- _Records provided_
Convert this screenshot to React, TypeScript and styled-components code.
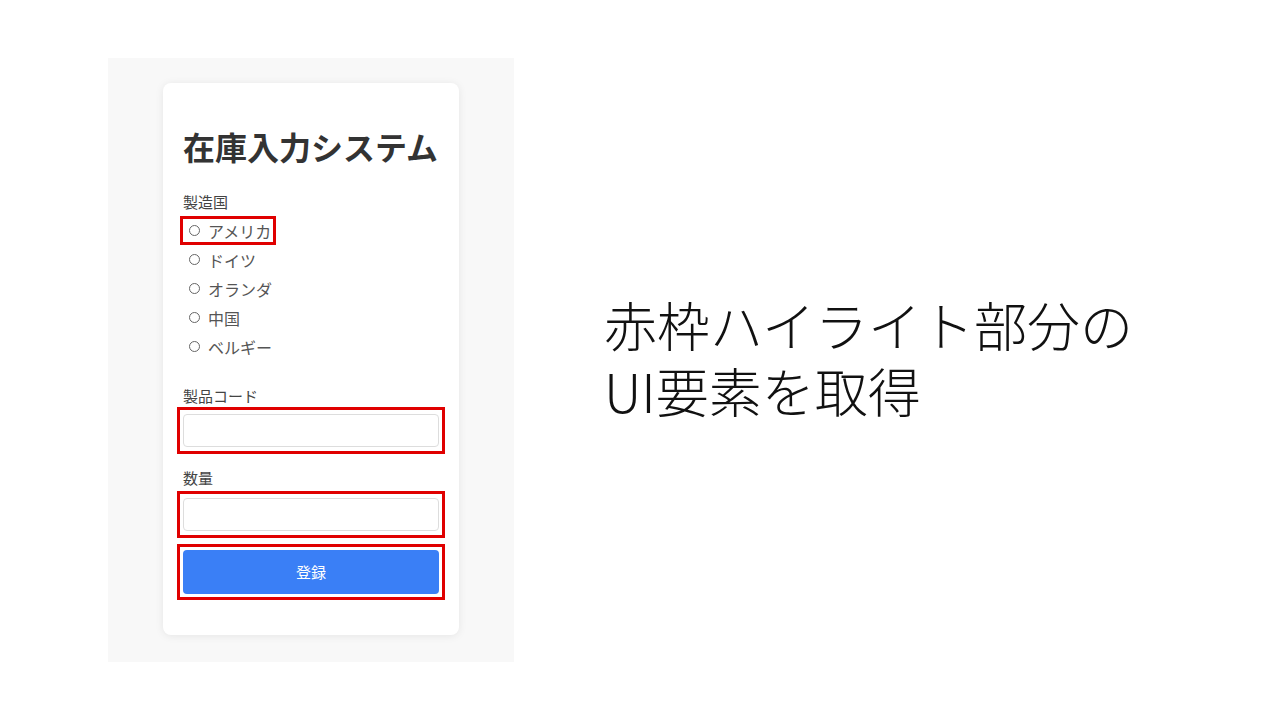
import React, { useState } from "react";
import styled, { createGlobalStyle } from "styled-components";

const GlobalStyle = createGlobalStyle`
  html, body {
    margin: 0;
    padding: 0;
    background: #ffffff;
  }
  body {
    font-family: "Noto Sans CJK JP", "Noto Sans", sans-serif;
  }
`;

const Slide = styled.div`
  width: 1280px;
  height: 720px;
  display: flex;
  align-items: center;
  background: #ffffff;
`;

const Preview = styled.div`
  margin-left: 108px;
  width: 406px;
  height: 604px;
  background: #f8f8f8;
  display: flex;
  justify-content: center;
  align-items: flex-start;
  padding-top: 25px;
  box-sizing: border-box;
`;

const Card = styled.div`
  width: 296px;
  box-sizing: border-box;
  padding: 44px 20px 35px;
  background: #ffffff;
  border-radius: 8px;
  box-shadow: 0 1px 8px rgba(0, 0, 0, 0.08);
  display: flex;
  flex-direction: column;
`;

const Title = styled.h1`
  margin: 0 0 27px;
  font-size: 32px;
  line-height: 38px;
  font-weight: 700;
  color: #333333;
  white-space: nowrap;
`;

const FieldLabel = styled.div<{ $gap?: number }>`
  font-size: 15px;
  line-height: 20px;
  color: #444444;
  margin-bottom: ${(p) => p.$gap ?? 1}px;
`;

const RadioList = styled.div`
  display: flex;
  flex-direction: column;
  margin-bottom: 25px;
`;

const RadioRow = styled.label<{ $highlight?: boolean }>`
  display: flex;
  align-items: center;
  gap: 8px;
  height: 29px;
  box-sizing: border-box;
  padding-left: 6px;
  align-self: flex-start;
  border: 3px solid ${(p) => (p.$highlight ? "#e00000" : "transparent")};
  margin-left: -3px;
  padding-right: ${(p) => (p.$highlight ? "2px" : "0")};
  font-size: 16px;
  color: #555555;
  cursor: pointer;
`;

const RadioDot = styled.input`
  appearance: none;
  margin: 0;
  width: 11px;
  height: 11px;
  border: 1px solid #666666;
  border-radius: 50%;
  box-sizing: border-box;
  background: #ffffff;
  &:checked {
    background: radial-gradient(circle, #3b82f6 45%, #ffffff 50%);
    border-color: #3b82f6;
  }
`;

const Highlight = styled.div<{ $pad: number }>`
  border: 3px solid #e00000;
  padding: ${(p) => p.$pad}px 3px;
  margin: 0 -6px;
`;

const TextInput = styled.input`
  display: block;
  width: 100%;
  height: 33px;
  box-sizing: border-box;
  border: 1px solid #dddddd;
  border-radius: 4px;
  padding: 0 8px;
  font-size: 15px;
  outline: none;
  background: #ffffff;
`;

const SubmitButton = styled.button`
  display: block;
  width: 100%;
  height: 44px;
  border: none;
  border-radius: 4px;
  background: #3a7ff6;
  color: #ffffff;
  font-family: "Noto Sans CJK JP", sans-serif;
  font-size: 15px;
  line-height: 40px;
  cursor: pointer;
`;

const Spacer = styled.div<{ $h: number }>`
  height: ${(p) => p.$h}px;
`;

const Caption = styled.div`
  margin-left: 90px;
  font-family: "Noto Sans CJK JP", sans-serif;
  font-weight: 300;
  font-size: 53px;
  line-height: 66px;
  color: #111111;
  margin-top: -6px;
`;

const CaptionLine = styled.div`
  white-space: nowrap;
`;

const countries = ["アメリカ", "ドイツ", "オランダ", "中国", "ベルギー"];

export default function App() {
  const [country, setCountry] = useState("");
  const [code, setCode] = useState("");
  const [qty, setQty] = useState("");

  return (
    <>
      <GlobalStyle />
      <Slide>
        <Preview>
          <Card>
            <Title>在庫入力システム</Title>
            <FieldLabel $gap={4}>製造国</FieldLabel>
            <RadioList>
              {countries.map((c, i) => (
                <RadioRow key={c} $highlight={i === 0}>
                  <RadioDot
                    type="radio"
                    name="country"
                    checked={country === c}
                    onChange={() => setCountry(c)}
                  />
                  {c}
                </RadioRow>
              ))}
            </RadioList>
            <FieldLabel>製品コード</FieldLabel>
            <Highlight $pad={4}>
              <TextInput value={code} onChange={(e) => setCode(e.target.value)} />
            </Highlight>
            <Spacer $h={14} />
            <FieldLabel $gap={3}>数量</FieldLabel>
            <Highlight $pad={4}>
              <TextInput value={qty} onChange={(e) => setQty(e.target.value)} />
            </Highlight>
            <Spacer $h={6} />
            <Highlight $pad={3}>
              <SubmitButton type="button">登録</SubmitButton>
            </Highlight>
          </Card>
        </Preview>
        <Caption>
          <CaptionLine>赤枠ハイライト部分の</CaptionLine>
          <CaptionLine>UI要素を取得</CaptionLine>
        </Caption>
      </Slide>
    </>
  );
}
...
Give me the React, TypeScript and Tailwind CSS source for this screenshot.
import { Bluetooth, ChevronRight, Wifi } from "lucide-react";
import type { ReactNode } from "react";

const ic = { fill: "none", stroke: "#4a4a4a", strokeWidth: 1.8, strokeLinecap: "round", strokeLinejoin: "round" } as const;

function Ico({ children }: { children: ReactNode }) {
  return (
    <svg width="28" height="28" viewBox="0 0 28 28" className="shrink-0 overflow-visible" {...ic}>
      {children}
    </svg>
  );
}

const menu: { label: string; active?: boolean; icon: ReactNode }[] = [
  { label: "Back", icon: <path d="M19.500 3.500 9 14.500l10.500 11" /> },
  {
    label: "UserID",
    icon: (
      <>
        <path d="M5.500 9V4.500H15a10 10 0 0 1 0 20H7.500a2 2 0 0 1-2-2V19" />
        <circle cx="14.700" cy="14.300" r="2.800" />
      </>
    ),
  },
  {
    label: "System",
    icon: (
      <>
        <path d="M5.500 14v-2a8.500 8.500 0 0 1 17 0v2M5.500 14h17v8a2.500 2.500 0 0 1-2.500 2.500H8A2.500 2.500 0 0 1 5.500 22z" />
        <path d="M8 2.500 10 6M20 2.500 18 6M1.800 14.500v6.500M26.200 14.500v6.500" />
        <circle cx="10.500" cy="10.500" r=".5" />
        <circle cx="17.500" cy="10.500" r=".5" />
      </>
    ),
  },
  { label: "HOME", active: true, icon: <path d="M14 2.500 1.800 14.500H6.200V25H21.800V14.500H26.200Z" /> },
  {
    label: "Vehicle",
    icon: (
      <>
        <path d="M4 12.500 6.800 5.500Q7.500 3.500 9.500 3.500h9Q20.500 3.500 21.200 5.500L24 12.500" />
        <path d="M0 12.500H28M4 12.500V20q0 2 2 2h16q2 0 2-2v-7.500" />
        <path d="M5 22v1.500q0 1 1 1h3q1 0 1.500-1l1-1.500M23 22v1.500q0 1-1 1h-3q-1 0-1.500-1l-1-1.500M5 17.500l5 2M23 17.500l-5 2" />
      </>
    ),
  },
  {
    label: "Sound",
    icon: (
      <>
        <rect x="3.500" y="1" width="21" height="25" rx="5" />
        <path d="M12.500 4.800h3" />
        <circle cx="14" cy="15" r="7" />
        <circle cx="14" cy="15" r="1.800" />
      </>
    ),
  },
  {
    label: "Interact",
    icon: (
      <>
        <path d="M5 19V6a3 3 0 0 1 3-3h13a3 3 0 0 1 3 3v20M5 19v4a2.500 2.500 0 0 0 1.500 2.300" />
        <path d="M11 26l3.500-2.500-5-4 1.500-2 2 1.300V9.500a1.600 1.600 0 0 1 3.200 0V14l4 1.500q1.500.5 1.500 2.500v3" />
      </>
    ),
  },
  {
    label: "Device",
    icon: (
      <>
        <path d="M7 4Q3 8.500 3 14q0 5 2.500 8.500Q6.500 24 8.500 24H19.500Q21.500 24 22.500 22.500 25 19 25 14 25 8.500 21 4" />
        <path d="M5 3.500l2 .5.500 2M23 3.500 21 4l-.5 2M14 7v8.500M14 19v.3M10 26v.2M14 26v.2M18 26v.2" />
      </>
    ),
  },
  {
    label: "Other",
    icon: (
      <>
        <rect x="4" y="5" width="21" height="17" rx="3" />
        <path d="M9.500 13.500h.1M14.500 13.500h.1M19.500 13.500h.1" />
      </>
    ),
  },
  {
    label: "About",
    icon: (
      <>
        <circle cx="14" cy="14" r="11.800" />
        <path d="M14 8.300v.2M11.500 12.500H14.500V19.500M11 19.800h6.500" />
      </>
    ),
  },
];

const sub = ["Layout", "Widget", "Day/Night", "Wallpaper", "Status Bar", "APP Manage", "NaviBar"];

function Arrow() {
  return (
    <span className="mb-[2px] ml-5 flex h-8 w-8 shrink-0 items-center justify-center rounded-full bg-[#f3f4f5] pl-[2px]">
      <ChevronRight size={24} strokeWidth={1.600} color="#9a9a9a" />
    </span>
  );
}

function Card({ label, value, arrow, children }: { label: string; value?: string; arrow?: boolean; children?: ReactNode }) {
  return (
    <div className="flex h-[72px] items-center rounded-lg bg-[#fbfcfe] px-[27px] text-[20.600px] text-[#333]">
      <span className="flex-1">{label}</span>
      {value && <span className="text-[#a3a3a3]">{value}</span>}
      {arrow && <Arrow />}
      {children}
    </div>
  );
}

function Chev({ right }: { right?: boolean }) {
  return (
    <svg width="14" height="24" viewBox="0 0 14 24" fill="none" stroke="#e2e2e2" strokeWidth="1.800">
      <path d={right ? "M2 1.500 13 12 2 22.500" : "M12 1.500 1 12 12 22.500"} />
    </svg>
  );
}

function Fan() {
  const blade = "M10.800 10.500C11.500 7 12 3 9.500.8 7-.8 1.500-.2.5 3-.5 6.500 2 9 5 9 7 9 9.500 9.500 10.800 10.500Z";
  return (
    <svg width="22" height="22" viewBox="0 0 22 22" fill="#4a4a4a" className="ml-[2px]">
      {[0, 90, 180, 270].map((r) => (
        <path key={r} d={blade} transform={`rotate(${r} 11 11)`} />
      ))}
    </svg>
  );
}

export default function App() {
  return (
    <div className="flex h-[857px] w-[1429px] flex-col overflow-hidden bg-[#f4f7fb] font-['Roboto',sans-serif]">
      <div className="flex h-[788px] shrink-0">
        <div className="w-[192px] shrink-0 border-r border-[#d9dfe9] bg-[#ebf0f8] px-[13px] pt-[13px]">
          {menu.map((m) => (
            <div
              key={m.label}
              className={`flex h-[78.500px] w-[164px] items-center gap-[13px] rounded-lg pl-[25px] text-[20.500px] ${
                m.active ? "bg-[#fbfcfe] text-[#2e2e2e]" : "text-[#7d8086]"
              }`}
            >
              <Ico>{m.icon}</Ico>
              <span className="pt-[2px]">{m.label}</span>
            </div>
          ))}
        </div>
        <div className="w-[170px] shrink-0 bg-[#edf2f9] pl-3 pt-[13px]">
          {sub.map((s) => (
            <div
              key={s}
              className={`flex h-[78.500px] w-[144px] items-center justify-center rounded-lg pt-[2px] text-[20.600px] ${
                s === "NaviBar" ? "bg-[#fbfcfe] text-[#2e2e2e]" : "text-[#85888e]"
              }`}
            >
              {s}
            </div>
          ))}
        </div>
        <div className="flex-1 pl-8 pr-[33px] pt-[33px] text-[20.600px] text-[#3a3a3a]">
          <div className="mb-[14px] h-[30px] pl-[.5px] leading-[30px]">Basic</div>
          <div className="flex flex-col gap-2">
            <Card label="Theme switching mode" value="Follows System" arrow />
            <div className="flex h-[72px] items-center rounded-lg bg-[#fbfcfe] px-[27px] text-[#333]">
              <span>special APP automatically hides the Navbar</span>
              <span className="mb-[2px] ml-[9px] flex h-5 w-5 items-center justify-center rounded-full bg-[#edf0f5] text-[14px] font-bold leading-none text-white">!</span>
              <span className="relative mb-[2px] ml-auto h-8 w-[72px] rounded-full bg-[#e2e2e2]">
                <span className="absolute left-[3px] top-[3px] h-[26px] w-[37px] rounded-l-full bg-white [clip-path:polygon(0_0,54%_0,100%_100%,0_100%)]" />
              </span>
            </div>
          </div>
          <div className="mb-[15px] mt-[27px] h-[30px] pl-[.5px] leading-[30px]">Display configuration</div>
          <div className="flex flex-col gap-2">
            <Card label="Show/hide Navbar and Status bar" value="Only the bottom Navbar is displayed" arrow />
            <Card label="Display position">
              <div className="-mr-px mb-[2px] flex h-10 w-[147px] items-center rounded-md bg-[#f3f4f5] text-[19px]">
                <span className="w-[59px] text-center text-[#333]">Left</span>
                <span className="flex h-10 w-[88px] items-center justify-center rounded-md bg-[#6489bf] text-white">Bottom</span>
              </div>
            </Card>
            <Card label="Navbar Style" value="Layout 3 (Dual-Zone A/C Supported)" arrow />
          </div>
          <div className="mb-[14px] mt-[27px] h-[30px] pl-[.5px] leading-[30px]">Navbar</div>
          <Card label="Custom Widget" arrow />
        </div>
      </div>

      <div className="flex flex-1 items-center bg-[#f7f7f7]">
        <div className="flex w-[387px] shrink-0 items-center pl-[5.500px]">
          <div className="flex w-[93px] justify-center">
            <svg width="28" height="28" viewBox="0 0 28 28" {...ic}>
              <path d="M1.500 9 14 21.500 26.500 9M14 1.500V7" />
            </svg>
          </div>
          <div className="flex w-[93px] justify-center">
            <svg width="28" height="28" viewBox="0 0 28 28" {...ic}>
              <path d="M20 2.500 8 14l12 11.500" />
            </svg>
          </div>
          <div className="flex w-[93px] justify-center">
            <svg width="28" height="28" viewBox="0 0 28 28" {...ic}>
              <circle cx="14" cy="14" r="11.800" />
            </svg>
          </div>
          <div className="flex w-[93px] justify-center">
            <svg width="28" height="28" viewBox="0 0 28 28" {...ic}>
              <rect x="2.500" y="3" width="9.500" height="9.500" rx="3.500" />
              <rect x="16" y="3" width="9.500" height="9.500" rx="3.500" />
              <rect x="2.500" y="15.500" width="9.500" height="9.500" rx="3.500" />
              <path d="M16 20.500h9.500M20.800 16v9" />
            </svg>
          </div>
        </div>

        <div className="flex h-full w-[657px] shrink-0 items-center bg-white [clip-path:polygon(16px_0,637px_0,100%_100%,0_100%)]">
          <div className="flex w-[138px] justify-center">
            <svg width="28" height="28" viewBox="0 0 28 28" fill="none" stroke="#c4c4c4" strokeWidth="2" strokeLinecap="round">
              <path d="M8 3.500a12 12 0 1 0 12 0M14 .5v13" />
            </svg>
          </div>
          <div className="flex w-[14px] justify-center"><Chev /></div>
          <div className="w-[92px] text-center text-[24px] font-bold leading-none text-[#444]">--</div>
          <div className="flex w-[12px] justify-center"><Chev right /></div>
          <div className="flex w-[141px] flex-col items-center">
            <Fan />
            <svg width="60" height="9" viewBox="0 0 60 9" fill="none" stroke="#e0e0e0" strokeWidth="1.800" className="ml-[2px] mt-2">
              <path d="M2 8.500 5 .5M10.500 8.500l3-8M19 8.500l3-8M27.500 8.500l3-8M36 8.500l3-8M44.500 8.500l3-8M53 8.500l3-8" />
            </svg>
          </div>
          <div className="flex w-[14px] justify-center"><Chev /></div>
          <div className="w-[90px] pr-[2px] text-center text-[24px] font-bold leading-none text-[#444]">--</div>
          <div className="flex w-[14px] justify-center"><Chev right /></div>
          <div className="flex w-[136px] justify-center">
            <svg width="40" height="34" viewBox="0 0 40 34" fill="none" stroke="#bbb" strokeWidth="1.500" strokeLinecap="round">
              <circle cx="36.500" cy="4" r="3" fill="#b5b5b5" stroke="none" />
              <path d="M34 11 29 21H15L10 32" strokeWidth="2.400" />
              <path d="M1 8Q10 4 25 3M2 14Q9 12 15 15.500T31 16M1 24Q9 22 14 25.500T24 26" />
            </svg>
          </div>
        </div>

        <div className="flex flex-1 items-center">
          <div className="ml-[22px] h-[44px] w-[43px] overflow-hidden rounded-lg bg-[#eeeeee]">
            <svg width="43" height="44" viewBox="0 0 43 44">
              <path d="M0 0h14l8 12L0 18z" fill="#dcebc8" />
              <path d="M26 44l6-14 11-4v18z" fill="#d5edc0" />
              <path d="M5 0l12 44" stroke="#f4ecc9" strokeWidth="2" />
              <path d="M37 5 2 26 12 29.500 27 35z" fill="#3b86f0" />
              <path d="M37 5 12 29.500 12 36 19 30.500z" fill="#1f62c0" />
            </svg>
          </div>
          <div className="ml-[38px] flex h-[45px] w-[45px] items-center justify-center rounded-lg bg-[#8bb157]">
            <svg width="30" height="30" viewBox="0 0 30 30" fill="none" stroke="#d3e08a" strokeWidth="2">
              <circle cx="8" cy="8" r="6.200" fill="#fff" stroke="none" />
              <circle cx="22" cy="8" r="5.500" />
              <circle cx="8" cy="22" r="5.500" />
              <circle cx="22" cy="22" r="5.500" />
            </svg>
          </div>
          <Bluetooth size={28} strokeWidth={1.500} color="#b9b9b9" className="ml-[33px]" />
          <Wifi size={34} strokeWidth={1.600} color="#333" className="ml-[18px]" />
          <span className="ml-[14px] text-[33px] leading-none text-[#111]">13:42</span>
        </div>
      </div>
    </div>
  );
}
...
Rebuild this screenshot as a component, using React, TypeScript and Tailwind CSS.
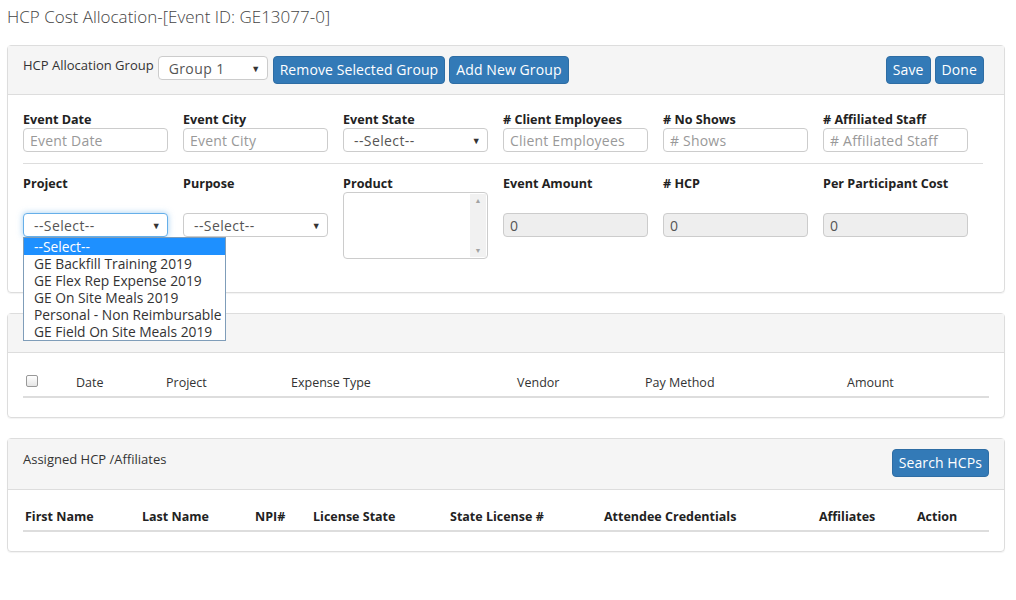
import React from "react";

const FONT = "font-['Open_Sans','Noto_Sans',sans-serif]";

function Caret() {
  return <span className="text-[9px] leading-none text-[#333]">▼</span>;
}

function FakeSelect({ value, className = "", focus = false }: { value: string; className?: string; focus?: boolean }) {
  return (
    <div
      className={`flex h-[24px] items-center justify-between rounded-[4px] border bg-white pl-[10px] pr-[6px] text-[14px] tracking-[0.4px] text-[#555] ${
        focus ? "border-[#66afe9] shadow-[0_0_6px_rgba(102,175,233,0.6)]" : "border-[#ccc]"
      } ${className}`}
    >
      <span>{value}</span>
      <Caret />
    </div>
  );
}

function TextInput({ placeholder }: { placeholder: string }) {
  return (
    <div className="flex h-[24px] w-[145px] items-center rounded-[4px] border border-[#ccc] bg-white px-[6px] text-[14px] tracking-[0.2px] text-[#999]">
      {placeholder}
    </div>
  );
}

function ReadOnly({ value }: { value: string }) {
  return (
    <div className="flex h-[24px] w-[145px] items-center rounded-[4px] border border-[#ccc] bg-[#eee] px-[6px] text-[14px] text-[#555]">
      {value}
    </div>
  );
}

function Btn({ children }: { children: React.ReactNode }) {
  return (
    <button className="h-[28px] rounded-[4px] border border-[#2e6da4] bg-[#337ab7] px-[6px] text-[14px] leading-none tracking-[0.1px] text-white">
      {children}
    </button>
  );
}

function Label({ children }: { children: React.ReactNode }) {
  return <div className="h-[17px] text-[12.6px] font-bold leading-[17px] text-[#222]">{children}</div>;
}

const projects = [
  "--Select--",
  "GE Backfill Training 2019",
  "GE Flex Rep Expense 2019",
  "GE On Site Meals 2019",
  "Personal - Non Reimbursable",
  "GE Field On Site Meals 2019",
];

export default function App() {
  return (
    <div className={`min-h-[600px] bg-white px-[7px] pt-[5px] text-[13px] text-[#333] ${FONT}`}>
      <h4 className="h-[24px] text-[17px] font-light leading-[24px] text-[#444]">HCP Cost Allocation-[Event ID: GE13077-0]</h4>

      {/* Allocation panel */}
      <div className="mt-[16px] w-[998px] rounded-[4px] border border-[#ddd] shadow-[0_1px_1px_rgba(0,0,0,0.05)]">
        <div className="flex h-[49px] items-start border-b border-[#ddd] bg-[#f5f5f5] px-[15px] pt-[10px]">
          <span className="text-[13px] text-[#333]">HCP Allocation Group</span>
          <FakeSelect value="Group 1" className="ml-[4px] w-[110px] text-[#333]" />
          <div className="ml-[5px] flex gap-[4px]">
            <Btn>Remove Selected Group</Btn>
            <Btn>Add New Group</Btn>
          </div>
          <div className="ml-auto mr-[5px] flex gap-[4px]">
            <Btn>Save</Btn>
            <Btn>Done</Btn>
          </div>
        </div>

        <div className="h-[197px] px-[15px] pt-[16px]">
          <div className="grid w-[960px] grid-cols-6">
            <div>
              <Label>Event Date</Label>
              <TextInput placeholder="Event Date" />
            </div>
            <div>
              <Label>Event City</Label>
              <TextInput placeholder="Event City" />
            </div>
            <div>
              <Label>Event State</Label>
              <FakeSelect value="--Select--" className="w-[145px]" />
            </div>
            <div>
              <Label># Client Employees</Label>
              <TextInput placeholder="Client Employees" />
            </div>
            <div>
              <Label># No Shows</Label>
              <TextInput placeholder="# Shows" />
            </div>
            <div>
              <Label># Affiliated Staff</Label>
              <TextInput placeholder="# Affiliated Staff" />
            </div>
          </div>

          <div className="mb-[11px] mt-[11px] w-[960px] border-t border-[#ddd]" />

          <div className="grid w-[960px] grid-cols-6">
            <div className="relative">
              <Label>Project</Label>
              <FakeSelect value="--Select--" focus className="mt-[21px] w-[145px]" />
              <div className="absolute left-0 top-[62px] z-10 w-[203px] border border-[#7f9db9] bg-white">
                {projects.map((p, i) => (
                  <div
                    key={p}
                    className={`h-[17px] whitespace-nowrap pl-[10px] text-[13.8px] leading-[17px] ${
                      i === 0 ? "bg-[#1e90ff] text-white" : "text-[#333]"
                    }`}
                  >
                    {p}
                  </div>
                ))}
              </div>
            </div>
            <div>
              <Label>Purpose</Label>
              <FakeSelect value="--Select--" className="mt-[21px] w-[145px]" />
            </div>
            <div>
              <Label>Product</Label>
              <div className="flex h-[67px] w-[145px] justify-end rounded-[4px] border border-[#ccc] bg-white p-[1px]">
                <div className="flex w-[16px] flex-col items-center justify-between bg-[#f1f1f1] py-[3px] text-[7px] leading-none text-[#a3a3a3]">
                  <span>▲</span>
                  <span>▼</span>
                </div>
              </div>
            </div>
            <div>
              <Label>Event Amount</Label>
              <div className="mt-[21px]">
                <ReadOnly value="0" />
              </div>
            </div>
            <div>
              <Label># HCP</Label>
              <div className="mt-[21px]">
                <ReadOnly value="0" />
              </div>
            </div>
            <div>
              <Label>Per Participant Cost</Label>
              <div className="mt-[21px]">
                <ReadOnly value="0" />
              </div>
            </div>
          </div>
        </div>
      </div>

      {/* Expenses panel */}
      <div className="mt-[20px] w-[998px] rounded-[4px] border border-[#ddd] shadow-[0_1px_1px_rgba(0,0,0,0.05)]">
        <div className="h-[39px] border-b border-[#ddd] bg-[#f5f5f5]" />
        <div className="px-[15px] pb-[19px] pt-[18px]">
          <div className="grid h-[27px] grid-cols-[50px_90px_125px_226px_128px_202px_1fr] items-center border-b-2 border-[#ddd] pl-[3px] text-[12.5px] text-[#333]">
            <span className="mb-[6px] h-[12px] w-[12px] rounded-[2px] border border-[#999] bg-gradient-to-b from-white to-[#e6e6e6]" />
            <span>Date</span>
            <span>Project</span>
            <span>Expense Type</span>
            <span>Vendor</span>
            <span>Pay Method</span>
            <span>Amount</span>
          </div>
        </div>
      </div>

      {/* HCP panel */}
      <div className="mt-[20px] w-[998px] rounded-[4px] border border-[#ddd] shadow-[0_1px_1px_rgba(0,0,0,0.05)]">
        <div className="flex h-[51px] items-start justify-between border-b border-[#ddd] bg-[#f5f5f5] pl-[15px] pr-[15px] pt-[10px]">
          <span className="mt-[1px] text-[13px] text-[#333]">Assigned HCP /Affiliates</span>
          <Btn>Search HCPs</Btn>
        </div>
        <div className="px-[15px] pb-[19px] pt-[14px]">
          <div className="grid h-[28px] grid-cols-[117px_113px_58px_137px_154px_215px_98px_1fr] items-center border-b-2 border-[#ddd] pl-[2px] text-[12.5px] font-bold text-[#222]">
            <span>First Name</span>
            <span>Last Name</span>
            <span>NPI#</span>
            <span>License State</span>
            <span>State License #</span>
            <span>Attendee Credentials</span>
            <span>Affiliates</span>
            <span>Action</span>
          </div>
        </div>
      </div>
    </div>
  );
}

- _What you will do_
Say the number of lines in the records above that include the string "this", and no more.

- _Task output_
3